Start Data records
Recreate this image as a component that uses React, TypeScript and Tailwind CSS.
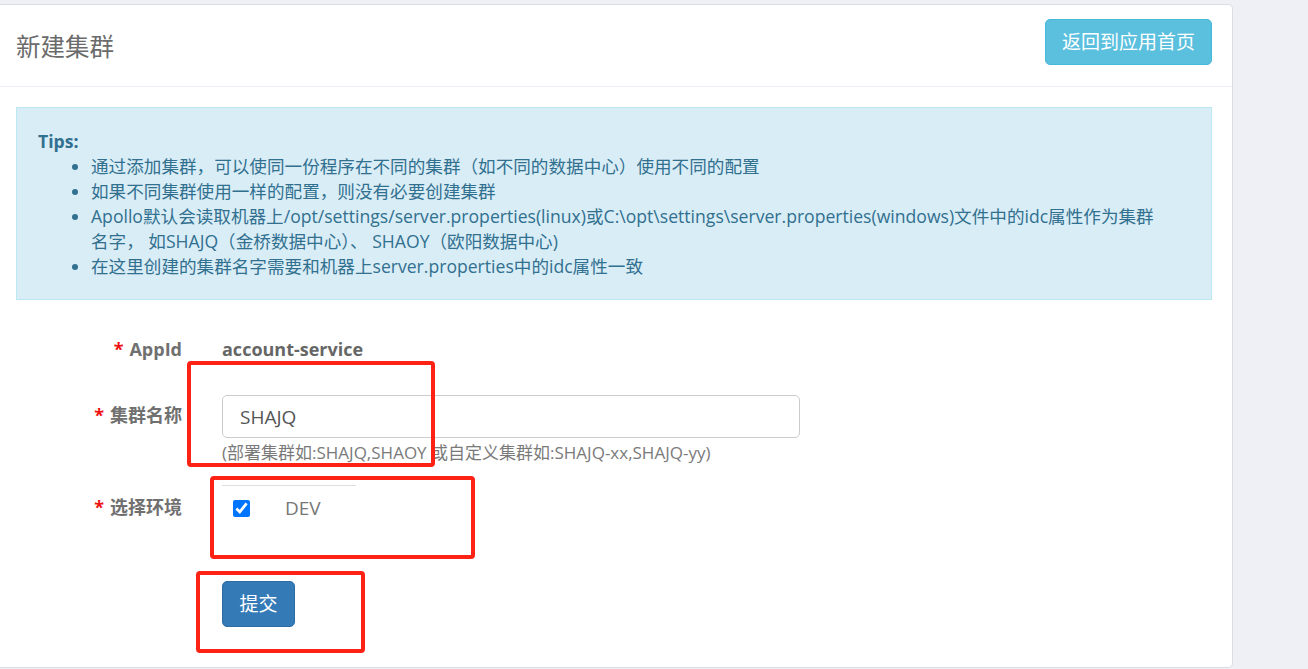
import React from "react";

const font = { fontFamily: '"Open Sans", "Noto Sans CJK SC", sans-serif' };

const tips = [
  "通过添加集群，可以使同一份程序在不同的集群（如不同的数据中心）使用不同的配置",
  "如果不同集群使用一样的配置，则没有必要创建集群",
];

function Label({ text, className = "" }: { text: string; className?: string }) {
  return (
    <div className={`text-right text-[18px] leading-[25px] font-bold text-[#707070] ${className}`}>
      <span className="text-[#e11] mr-[6px]">*</span>
      {text}
    </div>
  );
}

export default function App() {
  return (
    <div className="min-h-screen bg-[#eef0f6] pt-[4px] overflow-hidden" style={font}>
      <div className="relative w-[1233px] h-[664px] bg-white border-t border-r border-b border-[#dcdde2] rounded-tr-[5px] rounded-br-[5px]">
        {/* Header */}
        <div className="h-[82px] flex justify-between border-b border-[#eceef4] pl-[16px] pr-[20px]">
          <h1 className="mt-[25px] text-[24.5px] leading-[33px] text-[#6b6b6b] font-normal">新建集群</h1>
          <button className="mt-[14px] h-[46px] px-[16px] bg-[#5bc0de] border border-[#46b8da] rounded-[5px] text-white text-[19px]">
            返回到应用首页
          </button>
        </div>

        {/* Body */}
        <div className="px-[16px] pt-[20px]">
          <div className="w-[1196px] h-[193px] bg-[#d9edf7] border border-[#bce8f1] text-[#31708f] pt-[21px] pl-[21px] pr-[21px] text-[17.6px] leading-[25px]">
            <div className="font-bold">Tips:</div>
            <ul className="list-disc pl-[53px]">
              {tips.map((t) => (
                <li key={t}>{t}</li>
              ))}
              <li>
                Apollo默认会读取机器上/opt/settings/server.properties(linux)或C:\opt\settings\server.properties(windows)文件中的idc属性作为集群
                <br />
                名字， 如SHAJQ（金桥数据中心）、 SHAOY（欧阳数据中心)
              </li>
              <li>在这里创建的集群名字需要和机器上server.properties中的idc属性一致</li>
            </ul>
          </div>

          <div className="grid grid-cols-[166px_1fr] gap-x-[40px] mt-[37px]">
            <Label text="AppId" />
            <div className="text-[18px] leading-[25px] font-bold text-[#666]">account-service</div>

            <Label text="集群名称" className="mt-[41px]" />
            <div className="mt-[33px]">
              <input
                defaultValue="SHAJQ"
                className="w-[578px] h-[43px] border border-[#ccc] rounded-[5px] px-[17px] text-[19px] text-[#555] outline-none"
                style={font}
              />
              <div className="mt-[2px] text-[17px] leading-[25px] text-[#7a7a7a]">
                (部署集群如:SHAJQ,SHAOY 或自定义集群如:SHAJQ-xx,SHAJQ-yy)
              </div>
            </div>

            <Label text="选择环境" className="mt-[30px]" />
            <div className="mt-[20px]">
              <div className="w-[134px] border-t border-[#ddd]" />
              <div className="flex items-center h-[25px] mt-[10px] pl-[11px]">
                <input type="checkbox" defaultChecked className="w-[17px] h-[17px] accent-[#0075ff]" />
                <span className="ml-[35px] text-[19px] text-[#777]">DEV</span>
              </div>
            </div>

            <div />
            <div className="mt-[60px]">
              <button className="w-[73px] h-[46px] bg-[#337ab7] border border-[#2e6da4] rounded-[5px] text-white text-[19px]">
                提交
              </button>
            </div>
          </div>
        </div>

        {/* annotations */}
        <div className="absolute left-[187px] top-[356px] w-[248px] h-[106px] border-[4px] border-[#fe2215] rounded-[4px]" />
        <div className="absolute left-[210px] top-[471px] w-[265px] h-[83px] border-[4px] border-[#fe2215] rounded-[4px]" />
        <div className="absolute left-[196px] top-[566px] w-[169px] h-[82px] border-[4px] border-[#fe2215] rounded-[4px]" />
      </div>
    </div>
  );
}
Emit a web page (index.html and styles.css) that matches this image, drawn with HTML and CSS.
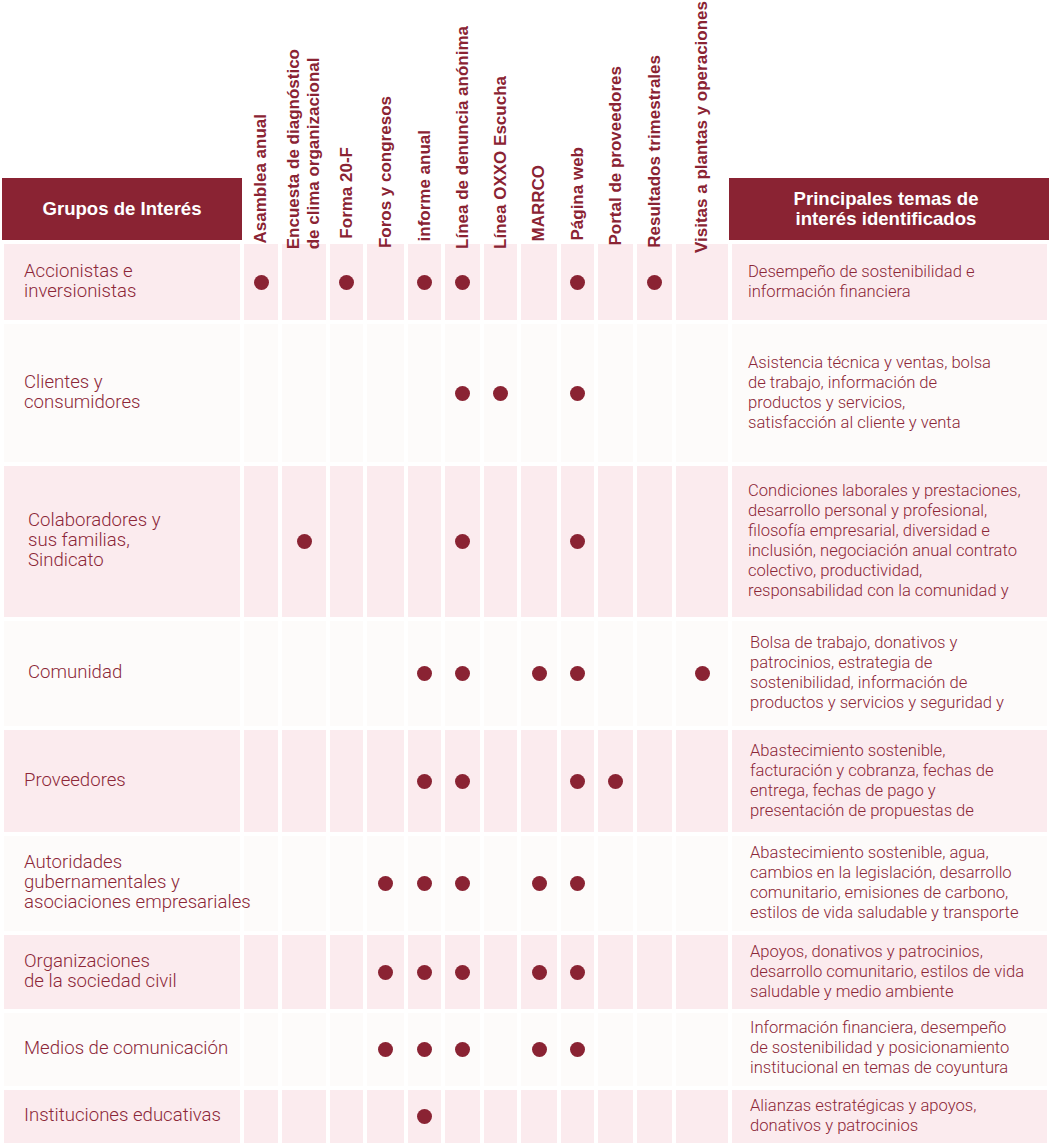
FILE: index.html
```html
<!DOCTYPE html>
<html lang="es">
<head>
<meta charset="utf-8">
<title>Grupos de Interés</title>
<link rel="stylesheet" href="styles.css">
</head>
<body>
<div class="table">
  <div class="row head">
    <div class="hbox groups">Grupos de Interés</div>
    <div class="vh"><span class="s2">Asamblea anual</span></div>
    <div class="vh"><span class="s8">Encuesta de diagnóstico<br>de clima organizacional</span></div>
    <div class="vh"><span class="u2">Forma 20-F</span></div>
    <div class="vh"><span class="s7">Foros y congresos</span></div>
    <div class="vh"><span class="s0">informe anual</span></div>
    <div class="vh"><span class="s8">Línea de denuncia anónima</span></div>
    <div class="vh"><span class="s8">Línea OXXO Escucha</span></div>
    <div class="vh"><span class="s0">MARRCO</span></div>
    <div class="vh"><span class="s0">Página web</span></div>
    <div class="vh"><span class="s5">Portal de proveedores</span></div>
    <div class="vh"><span class="s7">Resultados trimestrales</span></div>
    <div class="vh"><span class="s12">Visitas a plantas y operaciones</span></div>
    <div class="hbox topics">Principales temas de<br>interés identificados</div>
  </div>

  <div class="row pink">
    <div class="cell name">Accionistas e<br>inversionistas</div>
    <div class="cell"><i class="dot"></i></div>
    <div class="cell"></div>
    <div class="cell"><i class="dot"></i></div>
    <div class="cell"></div>
    <div class="cell"><i class="dot"></i></div>
    <div class="cell"><i class="dot"></i></div>
    <div class="cell"></div>
    <div class="cell"></div>
    <div class="cell"><i class="dot"></i></div>
    <div class="cell"></div>
    <div class="cell"><i class="dot"></i></div>
    <div class="cell"></div>
    <div class="cell topic">Desempeño de sostenibilidad e<br>información financiera</div>
  </div>

  <div class="row white">
    <div class="cell name">Clientes y<br>consumidores</div>
    <div class="cell"></div>
    <div class="cell"></div>
    <div class="cell"></div>
    <div class="cell"></div>
    <div class="cell"></div>
    <div class="cell"><i class="dot"></i></div>
    <div class="cell"><i class="dot"></i></div>
    <div class="cell"></div>
    <div class="cell"><i class="dot"></i></div>
    <div class="cell"></div>
    <div class="cell"></div>
    <div class="cell"></div>
    <div class="cell topic">Asistencia técnica y ventas, bolsa<br>de trabajo, información de<br>productos y servicios,<br>satisfacción al cliente y venta</div>
  </div>

  <div class="row pink">
    <div class="cell name ind">Colaboradores y<br>sus familias,<br>Sindicato</div>
    <div class="cell"></div>
    <div class="cell"><i class="dot"></i></div>
    <div class="cell"></div>
    <div class="cell"></div>
    <div class="cell"></div>
    <div class="cell"><i class="dot"></i></div>
    <div class="cell"></div>
    <div class="cell"></div>
    <div class="cell"><i class="dot"></i></div>
    <div class="cell"></div>
    <div class="cell"></div>
    <div class="cell"></div>
    <div class="cell topic">Condiciones laborales y prestaciones,<br>desarrollo personal y profesional,<br>filosofía empresarial, diversidad e<br>inclusión, negociación anual contrato<br>colectivo, productividad,<br>responsabilidad con la comunidad y</div>
  </div>

  <div class="row white">
    <div class="cell name ind">Comunidad</div>
    <div class="cell"></div>
    <div class="cell"></div>
    <div class="cell"></div>
    <div class="cell"></div>
    <div class="cell"><i class="dot"></i></div>
    <div class="cell"><i class="dot"></i></div>
    <div class="cell"></div>
    <div class="cell"><i class="dot"></i></div>
    <div class="cell"><i class="dot"></i></div>
    <div class="cell"></div>
    <div class="cell"></div>
    <div class="cell"><i class="dot"></i></div>
    <div class="cell topic wide">Bolsa de trabajo, donativos y<br>patrocinios, estrategia de<br>sostenibilidad, información de<br>productos y servicios y seguridad y</div>
  </div>

  <div class="row pink">
    <div class="cell name">Proveedores</div>
    <div class="cell"></div>
    <div class="cell"></div>
    <div class="cell"></div>
    <div class="cell"></div>
    <div class="cell"><i class="dot"></i></div>
    <div class="cell"><i class="dot"></i></div>
    <div class="cell"></div>
    <div class="cell"></div>
    <div class="cell"><i class="dot"></i></div>
    <div class="cell"><i class="dot"></i></div>
    <div class="cell"></div>
    <div class="cell"></div>
    <div class="cell topic wide">Abastecimiento sostenible,<br>facturación y cobranza, fechas de<br>entrega, fechas de pago y<br>presentación de propuestas de</div>
  </div>

  <div class="row white">
    <div class="cell name over">Autoridades<br>gubernamentales y<br>asociaciones empresariales</div>
    <div class="cell"></div>
    <div class="cell"></div>
    <div class="cell"></div>
    <div class="cell"><i class="dot"></i></div>
    <div class="cell"><i class="dot"></i></div>
    <div class="cell"><i class="dot"></i></div>
    <div class="cell"></div>
    <div class="cell"><i class="dot"></i></div>
    <div class="cell"><i class="dot"></i></div>
    <div class="cell"></div>
    <div class="cell"></div>
    <div class="cell"></div>
    <div class="cell topic wide">Abastecimiento sostenible, agua,<br>cambios en la legislación, desarrollo<br>comunitario, emisiones de carbono,<br>estilos de vida saludable y transporte</div>
  </div>

  <div class="row pink">
    <div class="cell name">Organizaciones<br>de la sociedad civil</div>
    <div class="cell"></div>
    <div class="cell"></div>
    <div class="cell"></div>
    <div class="cell"><i class="dot"></i></div>
    <div class="cell"><i class="dot"></i></div>
    <div class="cell"><i class="dot"></i></div>
    <div class="cell"></div>
    <div class="cell"><i class="dot"></i></div>
    <div class="cell"><i class="dot"></i></div>
    <div class="cell"></div>
    <div class="cell"></div>
    <div class="cell"></div>
    <div class="cell topic wide">Apoyos, donativos y patrocinios,<br>desarrollo comunitario, estilos de vida<br>saludable y medio ambiente</div>
  </div>

  <div class="row white">
    <div class="cell name">Medios de comunicación</div>
    <div class="cell"></div>
    <div class="cell"></div>
    <div class="cell"></div>
    <div class="cell"><i class="dot"></i></div>
    <div class="cell"><i class="dot"></i></div>
    <div class="cell"><i class="dot"></i></div>
    <div class="cell"></div>
    <div class="cell"><i class="dot"></i></div>
    <div class="cell"><i class="dot"></i></div>
    <div class="cell"></div>
    <div class="cell"></div>
    <div class="cell"></div>
    <div class="cell topic wide up">Información financiera, desempeño<br>de sostenibilidad y posicionamiento<br>institucional en temas de coyuntura</div>
  </div>

  <div class="row pink">
    <div class="cell name">Instituciones educativas</div>
    <div class="cell"></div>
    <div class="cell"></div>
    <div class="cell"></div>
    <div class="cell"></div>
    <div class="cell"><i class="dot"></i></div>
    <div class="cell"></div>
    <div class="cell"></div>
    <div class="cell"></div>
    <div class="cell"></div>
    <div class="cell"></div>
    <div class="cell"></div>
    <div class="cell"></div>
    <div class="cell topic wide">Alianzas estratégicas y apoyos,<br>donativos y patrocinios</div>
  </div>
</div>
</body>
</html>
```

FILE: styles.css
```css
* {
  box-sizing: border-box;
  margin: 0;
  padding: 0;
}

html, body {
  background: #ffffff;
}

body {
  margin: 0;
  width: 1051px;
  overflow: hidden;
}

.table {
  display: grid;
  grid-template-columns: 236px 34px 44px 33px 37px 33px 35px 33px 36px 33px 35px 35px 52px 315px;
  grid-template-rows: 240px 76px 138px 151px 105px 102px 95px 74px 73px 53px;
  column-gap: 4px;
  row-gap: 4px;
  padding-left: 4px;
}

.row {
  display: contents;
}

.hbox {
  align-self: end;
  height: 62px;
  background: #8a2333;
  color: #ffffff;
  font-family: "Liberation Sans", Arial, sans-serif;
  font-weight: 700;
  font-size: 18.6px;
  line-height: 20px;
  display: flex;
  align-items: center;
  justify-content: center;
  text-align: center;
}

.hbox.groups {
  margin: 0 -2px;
}

.hbox.topics {
  margin: 0 -2px 0 -3px;
  padding-right: 6px;
}

.vh {
  display: flex;
  justify-content: center;
  align-items: flex-end;
  position: relative;
  z-index: 1;
}

.vh span {
  writing-mode: vertical-rl;
  transform: rotate(180deg);
  font-family: "Liberation Sans", Arial, sans-serif;
  font-weight: 700;
  font-size: 17px;
  line-height: 20px;
  color: #8a2333;
  white-space: nowrap;
}

.vh .s0 { margin-bottom: -1px; }
.vh .s2 { margin-bottom: -3px; }
.vh .s5 { margin-bottom: -6px; }
.vh .s7 { margin-bottom: -8px; }
.vh .s8 { margin-bottom: -9px; }
.vh .s12 { margin-bottom: -13px; }
.vh .u2 { margin-bottom: 1px; }

.cell {
  display: flex;
  align-items: center;
  justify-content: center;
  overflow: hidden;
}

.pink .cell {
  background: #fbebee;
}

.white .cell {
  background: #fdfbfa;
}

.cell.name {
  justify-content: flex-start;
  padding-left: 20px;
  padding-bottom: 3px;
  font-family: Roboto, "Liberation Sans", Arial, sans-serif;
  font-weight: 300;
  font-size: 18.6px;
  line-height: 20px;
  color: #8c2738;
  white-space: nowrap;
}

.cell.name.over {
  overflow: visible;
  position: relative;
  z-index: 1;
}

.cell.name.ind {
  padding-left: 24px;
}

.cell.topic {
  justify-content: flex-start;
  padding-left: 16px;
  padding-bottom: 1px;
  font-family: Roboto, "Liberation Sans", Arial, sans-serif;
  font-weight: 300;
  font-size: 16.6px;
  line-height: 20px;
  color: #8c2738;
  white-space: nowrap;
}

.cell.topic.wide {
  padding-left: 18px;
}

.cell.topic.up {
  padding-bottom: 4px;
}

.dot {
  display: block;
  width: 15px;
  height: 15px;
  border-radius: 50%;
  background: #8a2333;
}
```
End Data records
* What is being asked:
Pull every line containing "image" out of the records.

* Problem solution:
Recreate this image as a component that uses React, TypeScript and Tailwind CSS.
Emit a web page (index.html and styles.css) that matches this image, drawn with HTML and CSS.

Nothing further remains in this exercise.